It was well known that little Johnny met his end at the edge of the soccer field during after-school enrichment. The circumstances behind his tragic demise are unknown or mostly forgotten, but testimonies from multiple sources of a finger being found poking out of the bark chips located along the soccer field give this fact some backing.
However, by “fact” I mean sloppily fabricated rumor, and by “well known” I mean knowledge largely restricted to and discussed by the second-grade class of 2008.
Once word got out, the far half of the soccer field became “no man’s land.” Balls and toys that were carelessly tossed that way were abandoned.
I think it was Annya Dahmani or one of the Saunders twins who first informed me of Johnny’s death and the discovery of his finger. Despite there having been no student by the name of Johnny prior to news of his death breaking, I mulled over how he might have died for weeks.
But something else soon grabbed my attention because as mundane as lower-school recess seems, some controversy or plan was always brewing.
For one, there were many attempts to build a fort. These forts were large-scale operations that occasionally required the effort, and secrecy, of our entire class.
Our biggest and best fort was constructed in the winter of 2008. It was built behind a huge pine tree, hidden from the rabble and lower-school teachers on yard duty (or so we thought). By the time I finally mindlessly happened upon it, a crew of seven or eight was already hard at work.
No one was in charge. No one had a blueprint. No one knew how exactly we were going to manage to hoist a roof. We each had a single aim: to find a stick – a big one – and bring it back. Then repeat.
A large, C-shaped branch that had fallen during a storm provided the base of our fort. The branch rested in between the backside of the pine tree and a neighbor’s fence. All we needed to do was add more twigs and sticks to support our main branch, fill in the holes and leave room for a doorway.
Word spread about the fort, and the entire class was recruited – about 30 eight-year-olds.
We’d anxiously rush out during snack time and lunch to inspect the fort, and then we’d scatter to find more sticks or break them off of trees.
The survival of the fort was on everyone’s minds. We had no tape or glue to keep our fortress together, so even a misdirected sneeze could topple the whole thing.
Weekends were especially harrowing.
“What if someone invaded?” I thought “What if someone knocked it down? What if some squirrels with rabies broke in?”
But the fort pulled through.
When it was time to install the roof, the team took turns stationed inside the fort. Two people sat and held up the roof as best they could as the others tried to support it using more twigs. To test the security of the roof, we’d scream “OK! Let go!”
This method often ended with the roof giving way and students being caught in cave-ins. Most of the times they’d emerge covered in debris, bright-eyed and smiling, saying “I know what we did wrong!” The Debbie Downers that would surface sulking were exiled.

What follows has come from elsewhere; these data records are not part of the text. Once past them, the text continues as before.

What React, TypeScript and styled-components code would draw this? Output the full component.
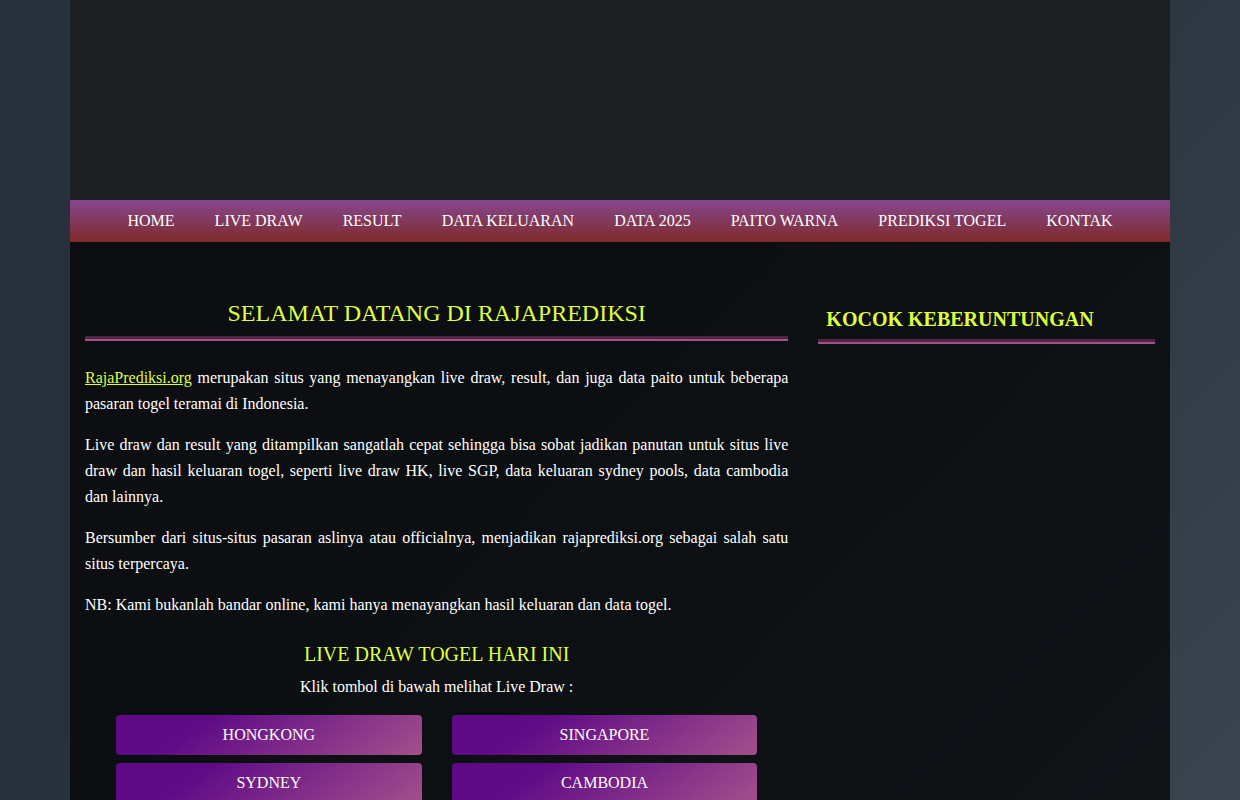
import React from "react";
import styled, { createGlobalStyle } from "styled-components";

const GlobalStyle = createGlobalStyle`
  * {
    box-sizing: border-box;
  }
  body {
    margin: 0;
    color: #fff;
    font: 16px/26px "Liberation Serif", "Times New Roman", serif;
    background: #28313b linear-gradient(315deg, #485461 0%, #28313b 74%) 0 0 / 100% 1800px no-repeat;
  }
`;

const Container = styled.div`
  max-width: 1100px;
  min-height: 100vh;
  margin: 0 auto;
  background: rgba(0, 0, 0, 0.7);
`;

const Banner = styled.header`
  height: 200px;
  background: #1b1f22;
`;

const Nav = styled.nav`
  background: linear-gradient(to bottom, #86478f, #7f2a28);
`;

const Menu = styled.ul`
  display: flex;
  flex-wrap: wrap;
  justify-content: center;
  margin: 0;
  padding: 0;
  list-style: none;
`;

const MenuLink = styled.a`
  display: block;
  padding: 8px 20px;
  color: #fff;
  text-decoration: none;
`;

const Columns = styled.div`
  display: grid;
  grid-template-columns: 2fr 1fr;

  @media (max-width: 767px) {
    grid-template-columns: 1fr;
  }
`;

const Main = styled.main`
  padding: 56px 15px 0;
`;

const Sidebar = styled.aside`
  padding: 65px 15px 0;
`;

const PageTitle = styled.h1`
  margin: 0 0 24px;
  padding-bottom: 8px;
  border-bottom: 5px groove #a4508b;
  color: #dfff3f;
  font-size: 24px;
  line-height: 30px;
  font-weight: 400;
  text-align: center;
`;

const SideTitle = styled.h2`
  margin: 0;
  padding: 0 8px 8px;
  border-bottom: 5px groove #a4508b;
  color: #dfff3f;
  font-size: 20px;
  line-height: 24px;
`;

const SectionTitle = styled.h2`
  margin: 24px 0 8px;
  color: #dfff3f;
  font-size: 20px;
  line-height: 24px;
  font-weight: 400;
  text-align: center;
`;

const Paragraph = styled.p`
  margin: 0 0 15px;
  text-align: justify;
`;

const Hint = styled.p`
  margin: 0 0 15px;
  text-align: center;
`;

const TextLink = styled.a`
  color: #dfff3f;
`;

const ButtonGrid = styled.div`
  display: grid;
  grid-template-columns: 1fr 1fr;
  gap: 8px 30px;
  padding: 0 31px;
`;

const DrawLink = styled.a`
  padding: 7px 12px;
  border-radius: 4px;
  background: linear-gradient(326deg, #a4508b 0%, #5f0a87 74%);
  color: #fff;
  text-align: center;
  text-decoration: none;
`;

const menu = [
  "HOME",
  "LIVE DRAW",
  "RESULT",
  "DATA KELUARAN",
  "DATA 2025",
  "PAITO WARNA",
  "PREDIKSI TOGEL",
  "KONTAK",
];

const draws = ["HONGKONG", "SINGAPORE", "SYDNEY", "CAMBODIA"];

export default function App() {
  return (
    <>
      <GlobalStyle />
      <Container>
        <Banner />
        <Nav>
          <Menu>
            {menu.map((item) => (
              <li key={item}>
                <MenuLink href="#">{item}</MenuLink>
              </li>
            ))}
          </Menu>
        </Nav>
        <Columns>
          <Main>
            <PageTitle>SELAMAT DATANG DI RAJAPREDIKSI</PageTitle>
            <Paragraph>
              <TextLink href="#">RajaPrediksi.org</TextLink> merupakan situs yang menayangkan live
              draw, result, dan juga data paito untuk beberapa pasaran togel teramai di Indonesia.
            </Paragraph>
            <Paragraph>
              Live draw dan result yang ditampilkan sangatlah cepat sehingga bisa sobat jadikan
              panutan untuk situs live draw dan hasil keluaran togel, seperti live draw HK, live
              SGP, data keluaran sydney pools, data cambodia dan lainnya.
            </Paragraph>
            <Paragraph>
              Bersumber dari situs-situs pasaran aslinya atau officialnya, menjadikan
              rajaprediksi.org sebagai salah satu situs terpercaya.
            </Paragraph>
            <Paragraph>
              NB: Kami bukanlah bandar online, kami hanya menayangkan hasil keluaran dan data
              togel.
            </Paragraph>
            <SectionTitle>LIVE DRAW TOGEL HARI INI</SectionTitle>
            <Hint>Klik tombol di bawah melihat Live Draw :</Hint>
            <ButtonGrid>
              {draws.map((name) => (
                <DrawLink key={name} href="#">
                  {name}
                </DrawLink>
              ))}
            </ButtonGrid>
          </Main>
          <Sidebar>
            <SideTitle>KOCOK KEBERUNTUNGAN</SideTitle>
          </Sidebar>
        </Columns>
      </Container>
    </>
  );
}
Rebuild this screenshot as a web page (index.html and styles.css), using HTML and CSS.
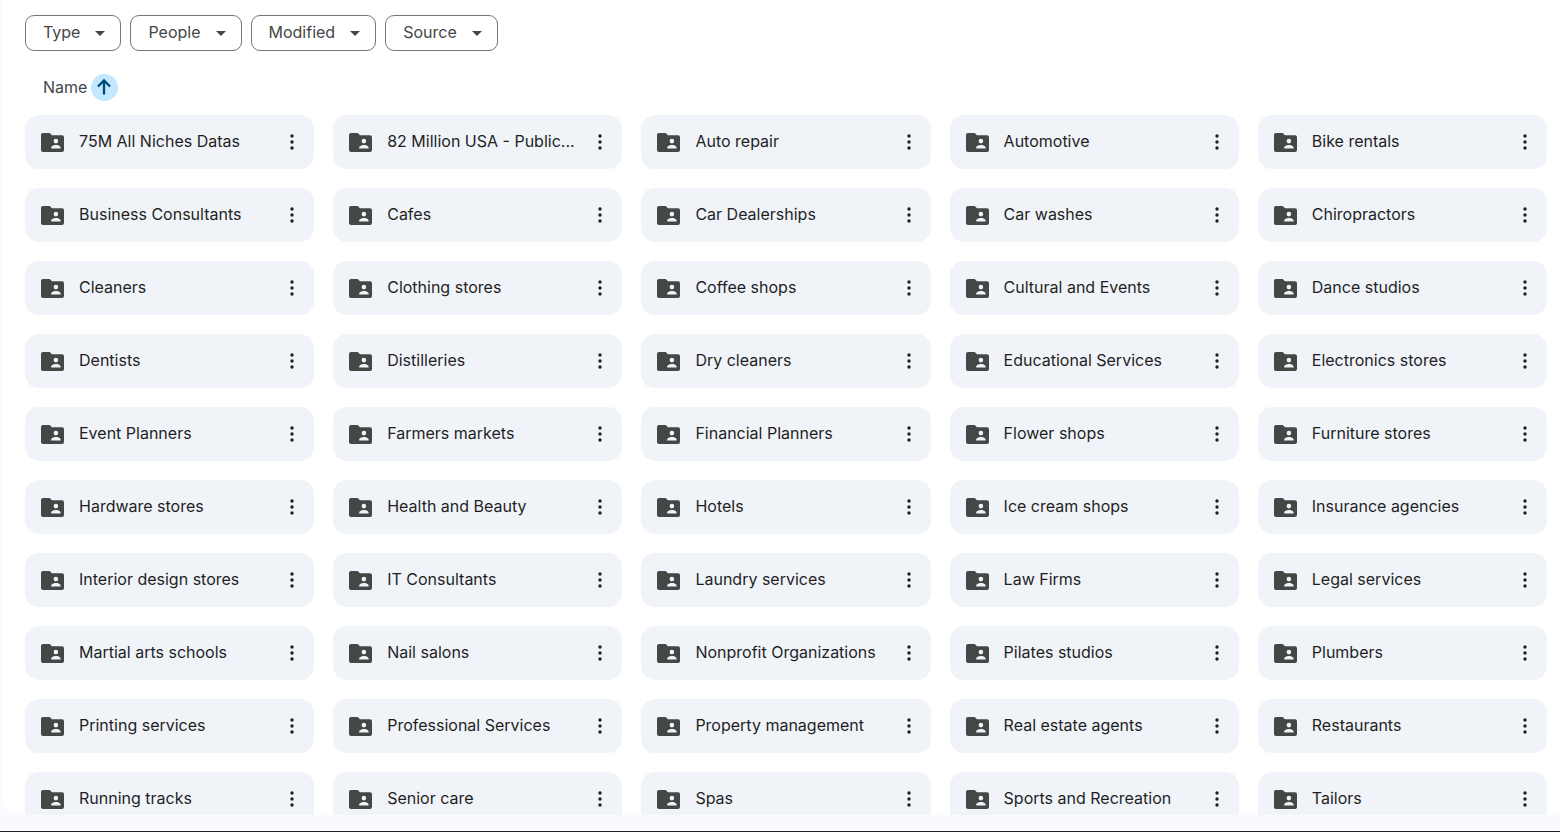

During my time in the fort, someone once threw a handful of dirt on top and it trickled down through the sticks into my eyes. I was blinded and teary-eyed, but continued to hold up the roof all through recess.
When the fort was settled (I’m hesitant to say finished since no one really stopped adding to it), it was big enough for three kneeling second graders. We’d cram inside and eat snack. Everyone was so proud and couldn’t believe that we had gotten away with it.
But we hadn’t. About a week after the fort’s grand opening, a kid told me that she had watched as some adult maliciously stomped on our fort to destroy it.
We attempted to recreate our fort in the hedges, but were easily caught. We tried making a pueblo using mud from the mud pit, but ended up with more of an anthill.
It was decided. Our fort was dead. A few years later, the tree that supported it was chopped down as well.
But something else soon grabbed our attention. After all, some controversy was always brewing.
A kid had created a contraband radio out of what looked like Legos, a battery and some wires. He had set a floppy antenna just so that we could faintly hear the late 2000s’ greatest hits. It was miraculous. Students flocked to marvel at his creation.
And then I broke it.
“What would happen if you just straightened out this antenna?” I thought.
The answer, apparently, was that the world would end. As soon as I touched the wire, we heard static. The kid screamed and started crying. The students crowded around him looked confused, not realizing the implications yet.
When it hit them, it was the end of life as we knew it. They rolled on the ground and yelled my name in outrage. I had killed music and culture and everything good and holy in this world in one fell swoop. According to public opinion, I sucked.
It took a while to come back from that one but, luckily for me, something else soon grabbed their attention: the mud pit had been replaced by swings, and a new question sparked our interest. How many people could stand on one swing without the chain breaking?